According to the literature, several research work have been performed on intelligent permeability modelling. However, few researches addressed the application and comprehensive comparison between fitting-based and learning-based permeability modelling methods. In the petroleum industry, permeability is usually predicted using fitting-based approaches. The prediction of permeability can be improved by applying learning-based techniques; particularly when more log data from the reservoir is included following well drilling. These techniques are more economical since they exhibit higher levels of completeness and experience fewer errors. While, in this research work, we practically demonstrated the ability of ML methods to effectively handle the disparities and uncertainties inherent in the input data, thereby yielding more reliable and promising predictions of permeability. Moreover, this research work is performed on a challenging database that belongs to a highly heterogeneous, low porosity/permeability, and tight oil reservoir with average porosity and permeability of 0.05 and 2 mD, respectively.

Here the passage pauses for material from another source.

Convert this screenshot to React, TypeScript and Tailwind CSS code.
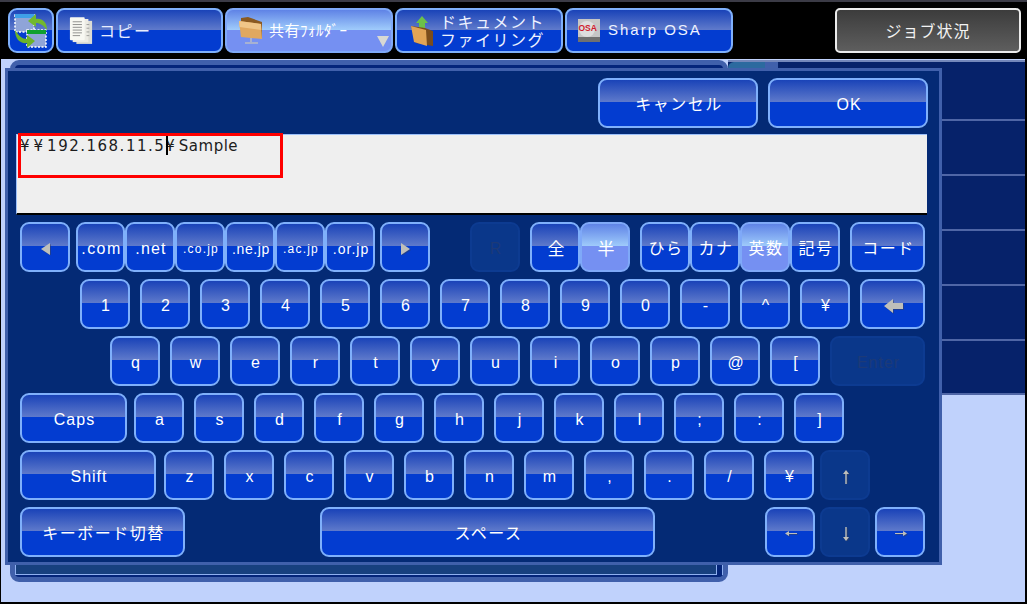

In this paper, a brief description of the basics of exponential, statistical, and ML permeability modelling methods is provided (“Permeability modelling methods” section) followed by description geological setting, core and log data of an Iranian tight carbonate oil reservoir. Then, the fitting-based and learning-based permeability modelling methods were applied to the database. The efficiency of permeability prediction is then assessed and compared for all models. In the final stage, permeability modelling is performed and its reliability is verified via comparison with the average values of core permeability in all of the wells.
Permeability modelling methods
Geological setting and database
This research work is performed on one of the Iranian south oil reservoirs trapped in a structural anticline. The study area contains three formations: Ilam, Surgah and Sarvak, and the main reservoir in the field lies in the Sarvak formation, with primary lithology of calcite and dolomite and thin layers of shale. The reservoir can be categorized as a tight carbonate reservoir with an average porosity of 0.021 and water saturation of 0.64. Moreover, according to facies analysis, the main reservoir is composed of low to medium quality carbonate rocks and only about 10% of the reservoir rock can be characterized as potential reservoir rocks. The main oil-bearing layers are zones 4 and 6 (part of the Sarvak formation), compact carbonate formations with low porosity/permeability characteristics. A schematic of relative well locations, geological zoning, and the crest and lateral wells are presented in Fig. 1.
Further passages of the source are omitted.